Enki Updates

Feb 19, 2026

Lelystad and the Energy Cost of AI Compute | Project Enki

Youp Overtoom

Youp Overtoom

Contributer

Dutch Data Center Association

A planned Equinix data centre at the Flevokust Haven site in Lelystad, Netherlands will consume electricity on a scale comparable to the entire current annual consumption of the city’s residents and businesses — far more than local councillors were led to expect when approving the project years ago. Initial energy estimates communicated to municipal decision-makers suggested a load similar to 3,000–5,000 households, but independent expert calculations now indicate consumption equating to roughly 200,000 households (with peak estimates potentially higher). The discrepancy has triggered local political backlash and raised questions about transparency in planning and energy impact assessments. (Reddit)

ALSO READ: Dutch Data Center Rule Gap Explained

Structural Context

1) Rapid Scaling of Data Centre Electricity Demand

Dutch data centre energy consumption has been rising sharply: statistics show that data centres in the Netherlands consumed about 5,100 GWh in 2024 — roughly 4.6 % of the nation’s electricity — a notable increase over recent years. (Centraal Bureau voor de Statistiek)
This reflects a broader trend across advanced economies, where large compute facilities — especially those supporting cloud, AI and enterprise workloads — require tens to hundreds of megawatts of continuous supply. Global research indicates that data centre electricity demand could approach nearly double by 2030 due to AI-driven expansion. (Wikipedia)

2) Regulatory and Planning Gaps

The Lelystad project was approved under a 2021 zoning plan with modelling that significantly underestimated its grid impact. Local officials reported they were told the energy demand would be limited — a characterization that proved far below actual consumption projections now attributed to the site. Equinix’s design also sidestepped a national moratorium on large data centre siting by virtue of its footprint, despite exceeding energy intensity thresholds that triggered Dutch policy limits. (Dutch IT Channel)

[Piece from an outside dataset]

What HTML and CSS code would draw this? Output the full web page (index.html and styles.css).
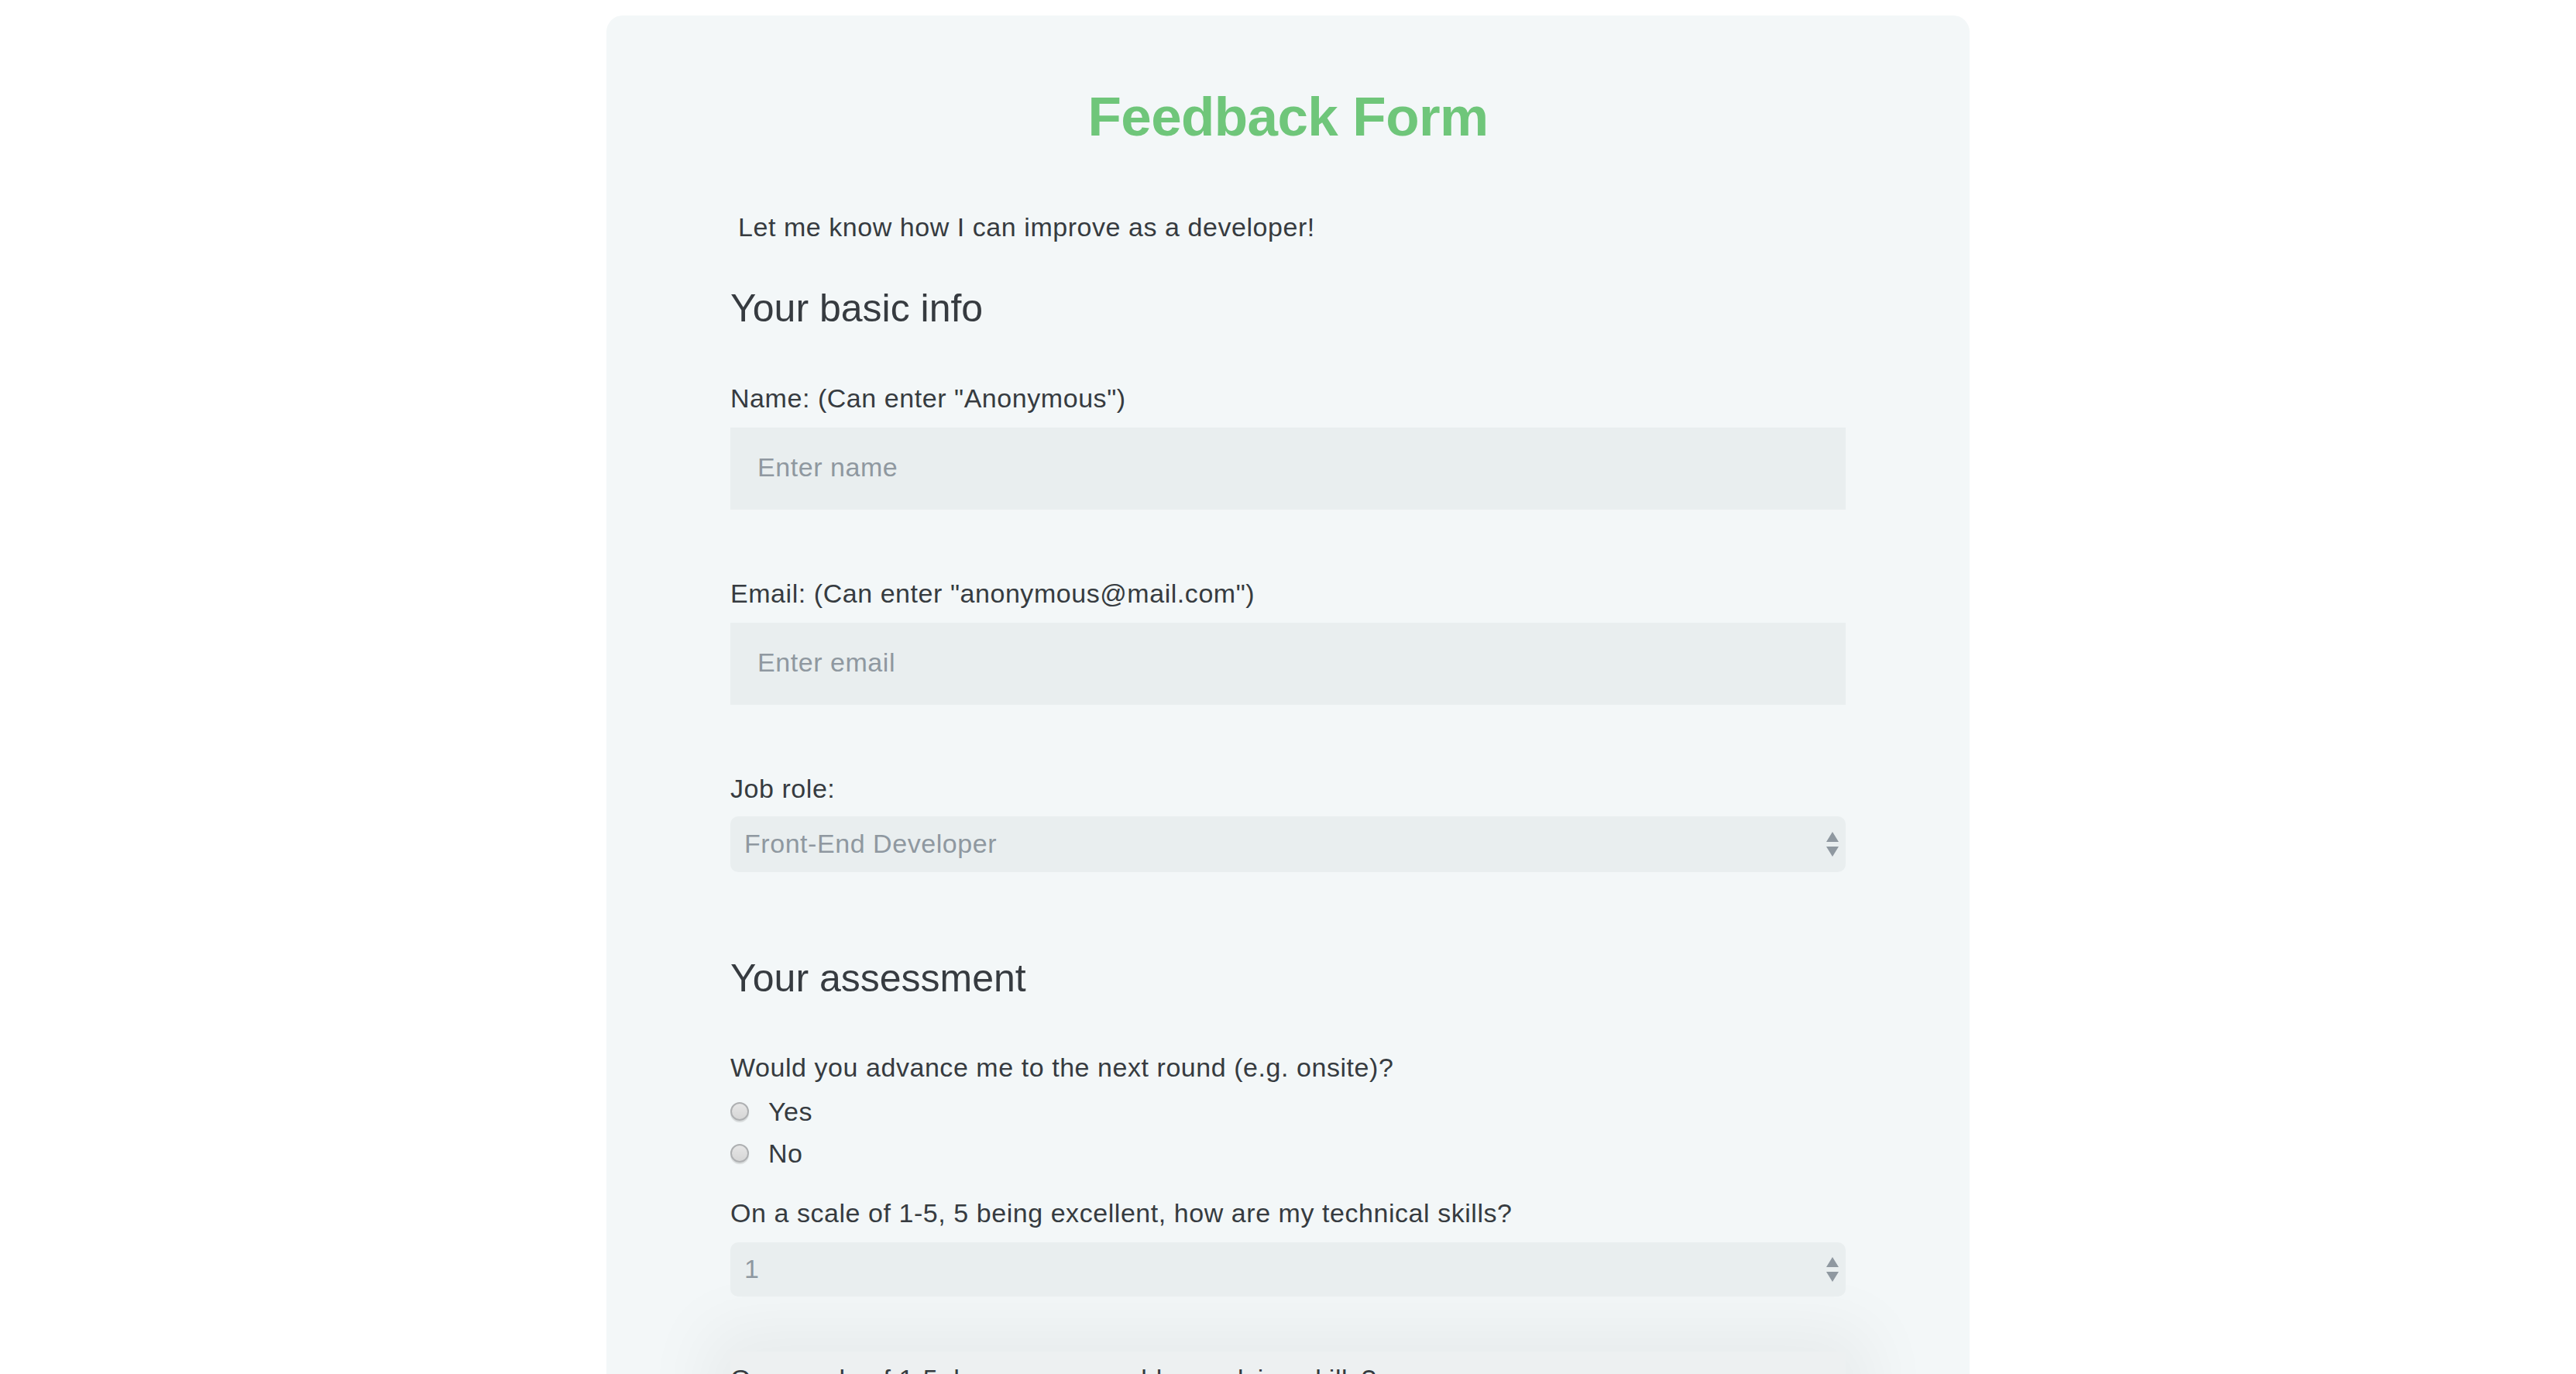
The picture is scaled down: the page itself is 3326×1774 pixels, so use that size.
FILE: index.html
```html
<!DOCTYPE html>
<html lang="en">
<head>
<meta charset="utf-8">
<title>Feedback Form</title>
<link rel="stylesheet" href="styles.css">
</head>
<body>
<main class="card">
  <h1 class="title">Feedback Form</h1>
  <p class="intro">Let me know how I can improve as a developer!</p>

  <h2 class="section">Your basic info</h2>

  <div class="field first">
    <label class="label" for="name">Name: (Can enter "Anonymous")</label>
    <input class="text-input" id="name" type="text" placeholder="Enter name">
  </div>

  <div class="field">
    <label class="label" for="email">Email: (Can enter "anonymous@mail.com")</label>
    <input class="text-input" id="email" type="email" placeholder="Enter email">
  </div>

  <div class="field">
    <label class="label" for="role">Job role:</label>
    <div class="select-wrap">
      <select class="select" id="role">
        <option>Front-End Developer</option>
        <option>Back-End Developer</option>
        <option>Full-Stack Developer</option>
      </select>
      <svg class="arrows" width="16" height="32" viewBox="0 0 16 32"><path d="M8 0 L16 13 L0 13 Z M0 19 L16 19 L8 32 Z" fill="#8f98a0"/></svg>
    </div>
  </div>

  <h2 class="section assessment">Your assessment</h2>

  <div class="question">
    <p class="label">Would you advance me to the next round (e.g. onsite)?</p>
    <div class="radios">
      <label class="radio-row"><input class="radio" type="radio" name="advance"><span>Yes</span></label>
      <label class="radio-row"><input class="radio" type="radio" name="advance"><span>No</span></label>
    </div>
  </div>

  <div class="question scale">
    <label class="label" for="tech">On a scale of 1-5, 5 being excellent, how are my technical skills?</label>
    <div class="select-wrap short">
      <select class="select" id="tech">
        <option>1</option><option>2</option><option>3</option><option>4</option><option>5</option>
      </select>
      <svg class="arrows" width="16" height="32" viewBox="0 0 16 32"><path d="M8 0 L16 13 L0 13 Z M0 19 L16 19 L8 32 Z" fill="#8f98a0"/></svg>
    </div>
  </div>

  <div class="question next">
    <label class="label" for="soft">On a scale of 1-5, how are my problem-solving skills?</label>
    <div class="select-wrap short">
      <select class="select" id="soft">
        <option>1</option><option>2</option><option>3</option><option>4</option><option>5</option>
      </select>
    </div>
  </div>
</main>
</body>
</html>
```

FILE: styles.css
```css
html, body {
  margin: 0;
  padding: 0;
  background: #ffffff;
}

body {
  font-family: "Liberation Sans", Arial, Helvetica, sans-serif;
  color: #363b40;
  overflow: hidden;
}

.card {
  width: 1760px;
  box-sizing: border-box;
  margin: 20px auto 0;
  padding: 91px 160px 200px;
  background: #f3f7f8;
  border-radius: 21px 21px 0 0;
}

.title {
  margin: 0;
  font-size: 71px;
  line-height: 80px;
  font-weight: 700;
  letter-spacing: -0.6px;
  text-align: center;
  color: #6fc67a;
}

.intro {
  margin: 82px 0 0 10px;
  font-size: 34px;
  line-height: 40px;
  letter-spacing: 0.55px;
}

.section {
  margin: 55px 0 0;
  font-size: 50px;
  line-height: 60px;
  font-weight: 400;
}

.section.assessment {
  margin-top: 107px;
}

.field {
  display: flex;
  flex-direction: column;
  margin-top: 88px;
}

.field.first {
  margin-top: 66px;
}

.label {
  display: block;
  margin: 0;
  font-size: 34px;
  line-height: 40px;
  letter-spacing: 0.55px;
}

.text-input {
  margin-top: 18px;
  height: 106px;
  box-sizing: border-box;
  padding: 0 35px 3px;
  border: none;
  border-radius: 0;
  background: #e9eeef;
  font-family: inherit;
  font-size: 34px;
  letter-spacing: 0.55px;
  color: #363b40;
  outline: none;
}

.text-input::placeholder {
  color: #8f98a0;
}

.select-wrap {
  position: relative;
  margin-top: 16px;
  height: 72px;
}

.select-wrap.short {
  margin-top: 18px;
  height: 70px;
}

.select {
  appearance: none;
  -webkit-appearance: none;
  width: 100%;
  height: 100%;
  box-sizing: border-box;
  padding: 0 18px 2px;
  border: none;
  border-radius: 10px;
  background: #e9eeef;
  font-family: inherit;
  font-size: 34px;
  letter-spacing: 0.55px;
  color: #8f98a0;
  outline: none;
}

.arrows {
  position: absolute;
  right: 9px;
  top: 50%;
  transform: translateY(-50%);
  pointer-events: none;
}

.question {
  margin-top: 65px;
}

.radios {
  display: flex;
  flex-direction: column;
  margin-top: 10px;
}

.radio-row {
  display: flex;
  align-items: center;
  gap: 25px;
  height: 54px;
  font-size: 34px;
  line-height: 54px;
  letter-spacing: 0.55px;
}

.radio {
  appearance: none;
  -webkit-appearance: none;
  margin: 0;
  width: 24px;
  height: 24px;
  box-sizing: border-box;
  border-radius: 50%;
  border: 2px solid #aeb0b2;
  background: linear-gradient(#e6e6e6, #d6d6d6);
  box-shadow: 0 2px 1px rgba(0, 0, 0, 0.12);
}

.question.scale {
  margin-top: 30px;
}

.question.next {
  margin-top: 71px;
  padding-top: 15px;
  background: #edf0f1;
  box-shadow: 0 0 90px 30px rgba(0, 0, 0, 0.05);
}
```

3) Transparency and Grid Awareness Deficits

The reporting underscores repeated instances in which municipal authorities lacked both the technical expertise and access to robust energy impact data when reviewing infrastructure applications. Council members expressed surprise at the scale of projected electricity use, revealing a systemic communication failure between developers, planners and stakeholders. (Reddit)

Enki Perspective

1) Energy Constraints Are the Core Limiting Factor for Compute Expansion
This case exemplifies a structural truth often overlooked in digital infrastructure planning: access to reliable, available power — not just grid connectivity — defines where compute can sustainably grow. The sheer scale of projected consumption at Lelystad demonstrates that data centre developments must be anchored in actual power availability and transmission capacity, not merely municipal approvals.

2) Misaligned Assessments Undermine Infrastructure Discipline
The stark difference between initial estimates and expert calculations highlights a breakdown in energy impact assessment frameworks. Institutional planners and regulators need tools and standards that realistically model how modern compute — especially high-density and AI-aligned workloads — draw energy. Underestimating energy demand leads to poor grid planning, latent congestion, and ultimately, constrained deployment of both compute and other economic activity.

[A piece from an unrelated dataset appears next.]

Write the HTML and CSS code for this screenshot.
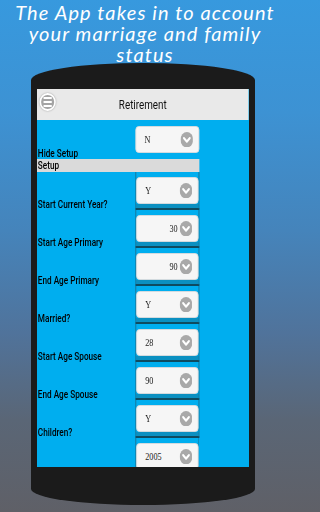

3) Power Availability Must Drive Siting Decisions — Not Vice Versa
The Lelystad example shows what happens when infrastructure siting decisions precede rigorous power alignment: communities assume negligible impact, only to confront future supply challenges. Project Enki’s thesis — that AI infrastructure should be deployed where power is available, not where grid access merely allows — is reinforced here. Strategic colocation with underutilized generation and robust transmission avoids these misalignments, mitigates grid risk, and ensures compute growth does not compete with residential and industrial needs.

4) Market and Policy Signals Need Alignment with Grid Realities
Policymakers must recalibrate data centre moratoria and energy planning policies to reflect actual consumption patterns and future demand curves. A national moratorium that can be avoided through sizing tricks, as seen in Lelystad, signals a regulatory framing that treats energy impact superficially rather than systemically. National and regional planning bodies should integrate power availability metrics and future load forecasting into infrastructure approval pathways.

5) Energy-Aligned Compute Is Foundational to Sustainable Digital Growth
This reporting highlights that digital infrastructure is deeply intertwined with physical energy systems. For digital economies to grow sustainably — without compromising grid resilience or local energy access — models like Enki’s, which monetize stranded or underutilized energy by colocating compute with generation capacity, must become standard practice. Compute must follow energy — not the other way around.